In the following there will be explained an embodiment of the present invention. Referring to FIG. 5, a permanent multi-poled magnet 9 is provided stationary while a non-magnetic cylinder 8 serving as the toner bearing member is rotated in a direction, as represented by arrow, same as that of displacement of the electrostatic image bearing surface 1. A one-component insulating ferromagnetic toner 12 supplied from a toner reservoir 14 is applied onto the external periphery of said non-magnetic cylinder 8 by the rotation thereof. Said cylinder and the toner particles are so selected in the charging series that a charge of a polarity opposite to that of the electrostatic charge is induced to the toner particles by the friction thereof with the cylinder surface. In the vicinity of the cylinder surface there is provided an iron blade 10a with a clearance of 50 to 500 microns from the cylinder surface. The blade 10a is for example of a shape as shown in FIG. 5 extending along the generatrix of the non-magnetic cylinder, and is positioned in opposed relationship to a magnetic pole 9a (pole S3 in FIG. 5) of the multi-poled permanent magnet 9 for limiting the toner layer into a small thickness of 30 to 300 microns, preferably in a range of 30 to 200 microns. The rotating speed of said cylinder is so regulated that the surfacial speed and preferably the internal speed of the toner layer are substantially same as or close to the speed of the electostatic image bearing surface. The blade 10a may be made of other magnetic materials instead of iron or of a magnet to constitute a counter magnetic pole. 13 is a power source for applying an alternating voltage between the non-magnetic cylinder 8 and the electrostatic image bearing member 1, while 13a is a scraper for eliminating the toner remaining on the toner bearing member. The blade 10a is maintained at a same potential as that of the toner bearing member for preventing eventual unevenness in the toner application.

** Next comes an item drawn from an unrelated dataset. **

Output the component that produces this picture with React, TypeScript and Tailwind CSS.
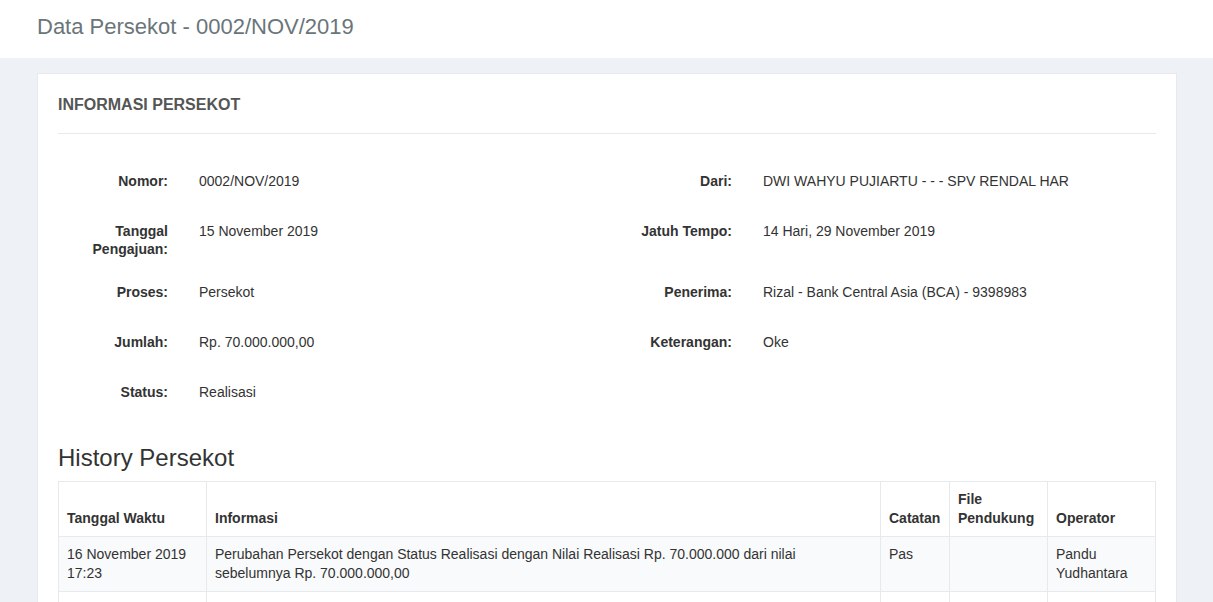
import React from 'react';

interface InfoItem {
    label: string;
    value: string;
}

const leftItems: InfoItem[] = [
    { label: 'Nomor:', value: '0002/NOV/2019' },
    { label: 'Tanggal Pengajuan:', value: '15 November 2019' },
    { label: 'Proses:', value: 'Persekot' },
    { label: 'Jumlah:', value: 'Rp. 70.000.000,00' },
    { label: 'Status:', value: 'Realisasi' },
];

const rightItems: InfoItem[] = [
    { label: 'Dari:', value: 'DWI WAHYU PUJIARTU - - - SPV RENDAL HAR' },
    { label: 'Jatuh Tempo:', value: '14 Hari, 29 November 2019' },
    { label: 'Penerima:', value: 'Rizal - Bank Central Asia (BCA) - 9398983' },
    { label: 'Keterangan:', value: 'Oke' },
];

const history = [
    {
        waktu: '16 November 2019 17:23',
        info: 'Perubahan Persekot dengan Status Realisasi dengan Nilai Realisasi Rp. 70.000.000 dari nilai sebelumnya Rp. 70.000.000,00',
        catatan: 'Pas',
        file: '',
        operator: 'Pandu Yudhantara',
    },
];

const InfoRow: React.FC<{ item?: InfoItem; labelWidth: string }> = ({ item, labelWidth }) => {
    if (!item) return <div />;
    return (
        <div className="flex items-start gap-[31px] mb-[18px]">
            <div className={`${labelWidth} shrink-0 text-right font-bold pt-[7px] leading-[18px]`}>{item.label}</div>
            <div className="pt-[7px] pb-[7px] leading-[18px]">{item.value}</div>
        </div>
    );
};

const App: React.FC = () => {
    const rows = leftItems.map((l, i) => ({ left: l, right: rightItems[i] }));

    return (
        <div
            className="min-h-screen bg-[#eef1f5] text-[14px] text-[#333]"
            style={{ fontFamily: '"Liberation Sans", Arial, sans-serif' }}
        >
            <div className="bg-white h-[58px] flex items-center px-[37px]">
                <h1 className="text-[22px] leading-[26px] text-[#6a757a] -mt-[5px]">Data Persekot - 0002/NOV/2019</h1>
            </div>

            <div className="pl-[37px] pr-[36px] pt-[15px]">
                <div className="bg-white border border-[#e7eaec] px-[20px] pt-[21px] pb-[20px]">
                    <div className="border-b border-[#e7eaec] pb-[18px]">
                        <h2 className="text-[16px] leading-[20px] font-bold text-[#555]">INFORMASI PERSEKOT</h2>
                    </div>

                    <div className="mt-[31px]">
                        {rows.map((r, i) => (
                            <div key={i} className="grid grid-cols-[549px_1fr]">
                                <InfoRow item={r.left} labelWidth="w-[110px]" />
                                <InfoRow item={r.right} labelWidth="w-[125px]" />
                            </div>
                        ))}
                    </div>

                    <h3 className="text-[24px] leading-[26px] mt-[19px] mb-[10px]">History Persekot</h3>

                    <table className="w-full table-fixed border-collapse border border-[#e7eaec] leading-[19px]">
                        <colgroup>
                            <col className="w-[148px]" />
                            <col />
                            <col className="w-[69px]" />
                            <col className="w-[98px]" />
                            <col className="w-[108px]" />
                        </colgroup>
                        <thead>
                            <tr>
                                {['Tanggal Waktu', 'Informasi', 'Catatan', 'File Pendukung', 'Operator'].map((h) => (
                                    <th
                                        key={h}
                                        className="border border-[#e7eaec] px-[8px] py-[8px] text-left align-bottom font-bold"
                                    >
                                        {h}
                                    </th>
                                ))}
                            </tr>
                        </thead>
                        <tbody>
                            {history.map((h, i) => (
                                <tr key={i} className="bg-[#f9fafb]">
                                    <td className="border border-[#e7eaec] px-[8px] py-[8px] align-top">{h.waktu}</td>
                                    <td className="border border-[#e7eaec] px-[8px] py-[8px] align-top">{h.info}</td>
                                    <td className="border border-[#e7eaec] px-[8px] py-[8px] align-top">{h.catatan}</td>
                                    <td className="border border-[#e7eaec] px-[8px] py-[8px] align-top">{h.file}</td>
                                    <td className="border border-[#e7eaec] px-[8px] py-[8px] align-top">{h.operator}</td>
                                </tr>
                            ))}
                            <tr className="bg-white">
                                <td className="border border-[#e7eaec] h-[55px]" />
                                <td className="border border-[#e7eaec]" />
                                <td className="border border-[#e7eaec]" />
                                <td className="border border-[#e7eaec]" />
                                <td className="border border-[#e7eaec]" />
                            </tr>
                        </tbody>
                    </table>
                </div>
            </div>
        </div>
    );
};

export default App;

The magnetic toner is for example of a mean particle size of 5 to 30 microns prepared in a known process from a mixture of 75 parts of polystyrene, 15 parts of magnetite, 3 parts of charge regulant and 6 parts of carbon. Naturally there can be employed any other known magnetic toner of the above-mentioned particle size containing magnetic powder in a proportion from 15 to 50 wt.%.

The mean particle size of the toner is defined as mentioned above, since a mean particle size smaller than 5 microns results in a strong electrostatic adhesion of the toner particles to the non-magnetic cylinder to hinder the cleavage of said particles therefrom, thus forbidding proper image development, and leads to the formation of a layer of fine toner particles on the surface of the non-magnetic cylinder, thus preventing the new toner particles from charging by contact with the cylinder surface and thus giving rise to a lowered developing density resulting from defective toner transfer. On the other hand a mean particle size in excess of 30 microns leads to a coarse image.

Also the magnetic powder content is defined in the above-explained manner as a content lower than 15 wt.% leads to the formation of toner particles with reduced magnetic powder content at the crushing operation for preparing the toner particles. Such particles with reduced magnetic powder content gives rise to an easily coagulable developer with reduced fluidity. Such developer tends to generate fog on the image because of the difficulty in uniform charging and of a reduced magnetic force for back transfer of the toner, and shows difficulty in magnetic transportation. On the other hand a magnetic powder content in excess of 50 wt.% leads to a deteriorated fixing property due to a reduced resin content, thus resulting in a coarse image quality.

For use in combination with the above-mentioned toner, there was employed an aluminum cylinder as the non-magnetic toner bearing member. The magnet was composed of a magnet roll of which polarity is alternated in the order of N-S-N-S for every quarter or octant segment. A magnetic pole is positioned in the closest position of the toner bearing member and the electrostatic image bearing member having a potential contrast of ca. 600 V, wherein the surface flux density was selected within a range of 600 to gauss as in the commercially available copiers.

FIGS. 6 to 8 demonstrate the experimental results on the toner layer thickness and the magnetic flux density as a function of the positional relation of the iron doctor blade with respect to the electrostatic image bearing member.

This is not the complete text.